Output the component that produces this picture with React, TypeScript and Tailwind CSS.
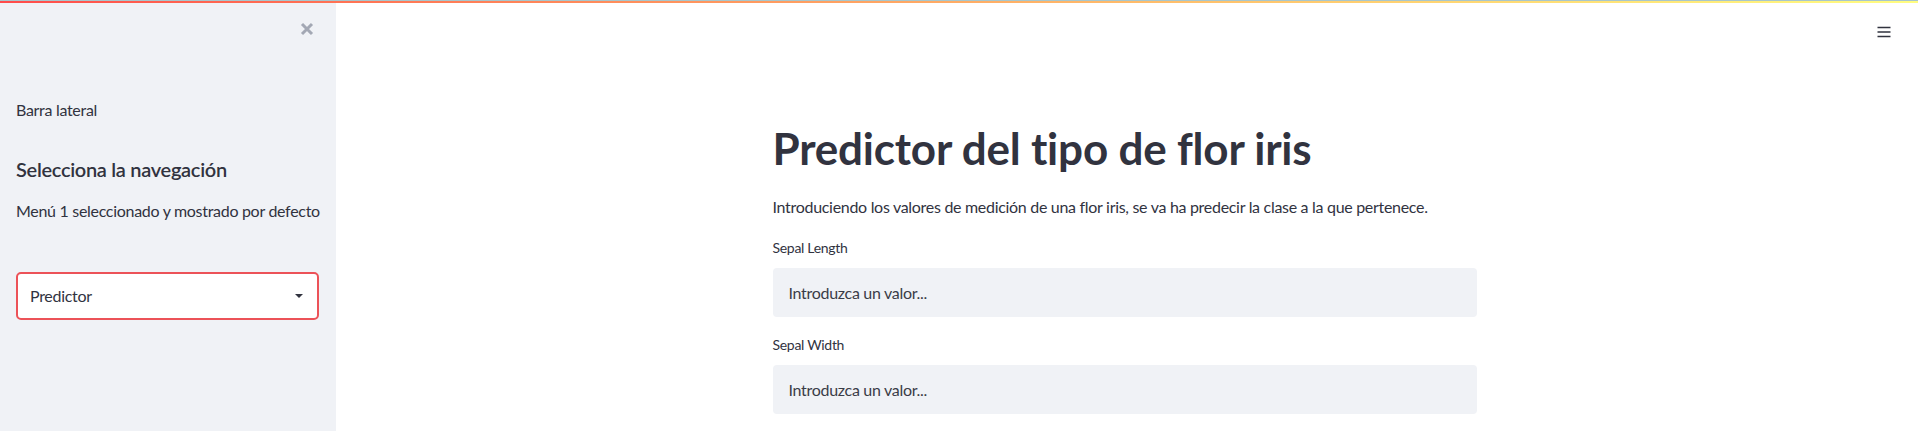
import React from "react";

function CloseIcon() {
  return (
    <svg width="14" height="14" viewBox="0 0 14 14" aria-hidden="true">
      <path d="M2 2 L12 12 M12 2 L2 12" stroke="#a3a8b4" strokeWidth="3" strokeLinecap="butt" />
    </svg>
  );
}

function MenuIcon() {
  return (
    <svg width="14" height="14" viewBox="0 0 14 14" aria-hidden="true">
      <path d="M0.5 2.5 H13.5 M0.5 7 H13.5 M0.5 11.5 H13.5" stroke="#31333f" strokeWidth="1.6" />
    </svg>
  );
}

function Caret() {
  return (
    <svg width="10" height="6" viewBox="0 0 10 6" aria-hidden="true">
      <path d="M1 1 L9 1 L5 5 Z" fill="#31333f" />
    </svg>
  );
}

function NumberInput({ label }: { label: string }) {
  return (
    <div className="flex flex-col">
      <label className="text-[14px] leading-[22px] tracking-[-0.3px] text-[#31333f]">{label}</label>
      <div className="mt-[9px] h-[49px] rounded-[4px] bg-[#f0f2f6] flex items-center px-[16px]">
        <span className="text-[16px] tracking-[-0.3px] text-[#3a3c47]">Introduzca un valor...</span>
      </div>
    </div>
  );
}

export default function App() {
  return (
    <div
      className="w-full h-[431px] overflow-hidden flex flex-col bg-white text-[#31333f]"
      style={{ fontFamily: "Lato, 'Noto Sans', sans-serif" }}
    >
      <div className="h-[1px] bg-[#a8c6cc] shrink-0" />
      <div className="h-[2px] bg-gradient-to-r from-[#ff4b4b] to-[#fffd80] shrink-0" />
      <div className="flex flex-1 min-h-0">
        <aside className="w-[336px] shrink-0 bg-[#f0f2f6] flex flex-col px-[16px]">
          <div className="flex justify-end pt-[19px] pr-[6px]">
            <CloseIcon />
          </div>
          <p className="mt-[61px] text-[16px] leading-[25px] tracking-[-0.3px]">Barra lateral</p>
          <h3 className="mt-[33px] text-[20px] leading-[28px] font-semibold tracking-[-0.3px]">Selecciona la navegación</h3>
          <p className="mt-[15px] text-[16px] leading-[25px] tracking-[-0.3px] whitespace-nowrap">
            Menú 1 seleccionado y mostrado por defecto
          </p>
          <div className="mt-[49px] h-[48px] w-[303px] rounded-[5px] border-2 border-[#ec5258] bg-white flex items-center justify-between pl-[12px] pr-[13px]">
            <span className="text-[16px] tracking-[-0.3px] text-[#31333f]">Predictor</span>
            <Caret />
          </div>
        </aside>
        <main className="flex-1 flex flex-col">
          <div className="h-[58px] flex items-center justify-end pr-[27px] shrink-0">
            <MenuIcon />
          </div>
          <div className="flex justify-center pr-[5px]">
            <div className="w-[704px] flex flex-col">
              <h1 className="mt-[61px] text-[44px] leading-[53px] font-bold text-[#31333f] tracking-[-0.2px]">
                Predictor del tipo de flor iris
              </h1>
              <p className="mt-[19px] text-[16px] leading-[25px] tracking-[-0.3px]">
                Introduciendo los valores de medición de una flor iris, se va ha predecir la clase a la que pertenece.
              </p>
              <div className="mt-[18px]">
                <NumberInput label="Sepal Length" />
              </div>
              <div className="mt-[17px]">
                <NumberInput label="Sepal Width" />
              </div>
            </div>
          </div>
        </main>
      </div>
    </div>
  );
}
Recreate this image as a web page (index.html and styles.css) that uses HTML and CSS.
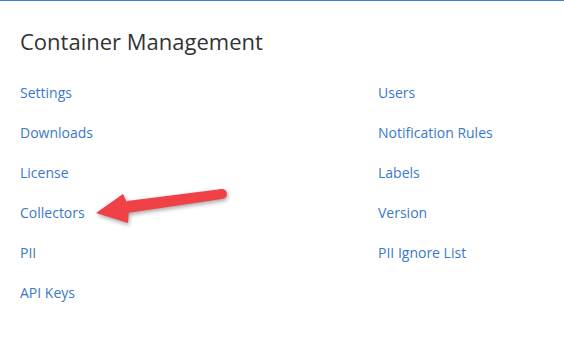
FILE: index.html
```html
<!DOCTYPE html>
<html lang="en">
  <head>
    <meta charset="UTF-8" />
    <meta name="viewport" content="width=device-width, initial-scale=1.0" />
    <title>Container Management</title>
    <link rel="stylesheet" href="styles.css">
  </head>
  <body>
    <div class="page">
      <h1>Container Management</h1>
      <div class="menu">
        <ul class="menu-col">
          <li><a href="#">Settings</a></li>
          <li><a href="#">Downloads</a></li>
          <li><a href="#">License</a></li>
          <li><a href="#">Collectors</a></li>
          <li><a href="#">PII</a></li>
          <li><a href="#">API Keys</a></li>
        </ul>
        <ul class="menu-col">
          <li><a href="#">Users</a></li>
          <li><a href="#">Notification Rules</a></li>
          <li><a href="#">Labels</a></li>
          <li><a href="#">Version</a></li>
          <li><a href="#">PII Ignore List</a></li>
        </ul>
      </div>

      <!-- annotation arrow pointing at Collectors -->
      <svg class="arrow" width="150" height="50" viewBox="0 0 150 50">
        <polygon points="37,21 132,9 132,19 37,33" fill="#ef4146" />
        <circle cx="132" cy="14" r="5" fill="#ef4146" />
        <polygon points="6,33 33,14 39,27 38,43" fill="#ef4146" />
      </svg>
    </div>
  </body>
</html>
```

FILE: styles.css
```css
body {
  margin: 0;
  background: #fff;
  font-family: "Open Sans", "Liberation Sans", sans-serif;
}
.page {
  position: relative;
  border-top: 1px solid #3b7ddd;
  padding: 0 20px;
  height: 355px;
}
h1 {
  margin: 25px 0 17px;
  font-size: 22px;
  line-height: 30px;
  font-weight: 400;
  color: #333;
}
.menu {
  display: flex;
}
.menu-col {
  list-style: none;
  margin: 0;
  padding: 0;
}
.menu-col:first-child {
  width: 358px;
}
.menu-col li {
  height: 40px;
  padding: 10px 0;
  box-sizing: border-box;
  font-size: 14px;
  line-height: 20px;
}
.menu-col a {
  color: #3a78c9;
  text-decoration: none;
}
.arrow {
  position: absolute;
  left: 90px;
  top: 179px;
  filter: drop-shadow(1px 2px 2px rgba(0, 0, 0, 0.35));
}
```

|---|

Task brief:
Each record above should be copied character for character, with pictures dropped.

The output:
Output the component that produces this picture with React, TypeScript and Tailwind CSS.
import React from "react";

function CloseIcon() {
  return (
    <svg width="14" height="14" viewBox="0 0 14 14" aria-hidden="true">
      <path d="M2 2 L12 12 M12 2 L2 12" stroke="#a3a8b4" strokeWidth="3" strokeLinecap="butt" />
    </svg>
  );
}

function MenuIcon() {
  return (
    <svg width="14" height="14" viewBox="0 0 14 14" aria-hidden="true">
      <path d="M0.5 2.5 H13.5 M0.5 7 H13.5 M0.5 11.5 H13.5" stroke="#31333f" strokeWidth="1.6" />
    </svg>
  );
}

function Caret() {
  return (
    <svg width="10" height="6" viewBox="0 0 10 6" aria-hidden="true">
      <path d="M1 1 L9 1 L5 5 Z" fill="#31333f" />
    </svg>
  );
}

function NumberInput({ label }: { label: string }) {
  return (
    <div className="flex flex-col">
      <label className="text-[14px] leading-[22px] tracking-[-0.3px] text-[#31333f]">{label}</label>
      <div className="mt-[9px] h-[49px] rounded-[4px] bg-[#f0f2f6] flex items-center px-[16px]">
        <span className="text-[16px] tracking-[-0.3px] text-[#3a3c47]">Introduzca un valor...</span>
      </div>
    </div>
  );
}

export default function App() {
  return (
    <div
      className="w-full h-[431px] overflow-hidden flex flex-col bg-white text-[#31333f]"
      style={{ fontFamily: "Lato, 'Noto Sans', sans-serif" }}
    >
      <div className="h-[1px] bg-[#a8c6cc] shrink-0" />
      <div className="h-[2px] bg-gradient-to-r from-[#ff4b4b] to-[#fffd80] shrink-0" />
      <div className="flex flex-1 min-h-0">
        <aside className="w-[336px] shrink-0 bg-[#f0f2f6] flex flex-col px-[16px]">
          <div className="flex justify-end pt-[19px] pr-[6px]">
            <CloseIcon />
          </div>
          <p className="mt-[61px] text-[16px] leading-[25px] tracking-[-0.3px]">Barra lateral</p>
          <h3 className="mt-[33px] text-[20px] leading-[28px] font-semibold tracking-[-0.3px]">Selecciona la navegación</h3>
          <p className="mt-[15px] text-[16px] leading-[25px] tracking-[-0.3px] whitespace-nowrap">
            Menú 1 seleccionado y mostrado por defecto
          </p>
          <div className="mt-[49px] h-[48px] w-[303px] rounded-[5px] border-2 border-[#ec5258] bg-white flex items-center justify-between pl-[12px] pr-[13px]">
            <span className="text-[16px] tracking-[-0.3px] text-[#31333f]">Predictor</span>
            <Caret />
          </div>
        </aside>
        <main className="flex-1 flex flex-col">
          <div className="h-[58px] flex items-center justify-end pr-[27px] shrink-0">
            <MenuIcon />
          </div>
          <div className="flex justify-center pr-[5px]">
            <div className="w-[704px] flex flex-col">
              <h1 className="mt-[61px] text-[44px] leading-[53px] font-bold text-[#31333f] tracking-[-0.2px]">
                Predictor del tipo de flor iris
              </h1>
              <p className="mt-[19px] text-[16px] leading-[25px] tracking-[-0.3px]">
                Introduciendo los valores de medición de una flor iris, se va ha predecir la clase a la que pertenece.
              </p>
              <div className="mt-[18px]">
                <NumberInput label="Sepal Length" />
              </div>
              <div className="mt-[17px]">
                <NumberInput label="Sepal Width" />
              </div>
            </div>
          </div>
        </main>
      </div>
    </div>
  );
}
Recreate this image as a web page (index.html and styles.css) that uses HTML and CSS.
FILE: index.html
```html
<!DOCTYPE html>
<html lang="en">
  <head>
    <meta charset="UTF-8" />
    <meta name="viewport" content="width=device-width, initial-scale=1.0" />
    <title>Container Management</title>
    <link rel="stylesheet" href="styles.css">
  </head>
  <body>
    <div class="page">
      <h1>Container Management</h1>
      <div class="menu">
        <ul class="menu-col">
          <li><a href="#">Settings</a></li>
          <li><a href="#">Downloads</a></li>
          <li><a href="#">License</a></li>
          <li><a href="#">Collectors</a></li>
          <li><a href="#">PII</a></li>
          <li><a href="#">API Keys</a></li>
        </ul>
        <ul class="menu-col">
          <li><a href="#">Users</a></li>
          <li><a href="#">Notification Rules</a></li>
          <li><a href="#">Labels</a></li>
          <li><a href="#">Version</a></li>
          <li><a href="#">PII Ignore List</a></li>
        </ul>
      </div>

      <!-- annotation arrow pointing at Collectors -->
      <svg class="arrow" width="150" height="50" viewBox="0 0 150 50">
        <polygon points="37,21 132,9 132,19 37,33" fill="#ef4146" />
        <circle cx="132" cy="14" r="5" fill="#ef4146" />
        <polygon points="6,33 33,14 39,27 38,43" fill="#ef4146" />
      </svg>
    </div>
  </body>
</html>
```

FILE: styles.css
```css
body {
  margin: 0;
  background: #fff;
  font-family: "Open Sans", "Liberation Sans", sans-serif;
}
.page {
  position: relative;
  border-top: 1px solid #3b7ddd;
  padding: 0 20px;
  height: 355px;
}
h1 {
  margin: 25px 0 17px;
  font-size: 22px;
  line-height: 30px;
  font-weight: 400;
  color: #333;
}
.menu {
  display: flex;
}
.menu-col {
  list-style: none;
  margin: 0;
  padding: 0;
}
.menu-col:first-child {
  width: 358px;
}
.menu-col li {
  height: 40px;
  padding: 10px 0;
  box-sizing: border-box;
  font-size: 14px;
  line-height: 20px;
}
.menu-col a {
  color: #3a78c9;
  text-decoration: none;
}
.arrow {
  position: absolute;
  left: 90px;
  top: 179px;
  filter: drop-shadow(1px 2px 2px rgba(0, 0, 0, 0.35));
}
```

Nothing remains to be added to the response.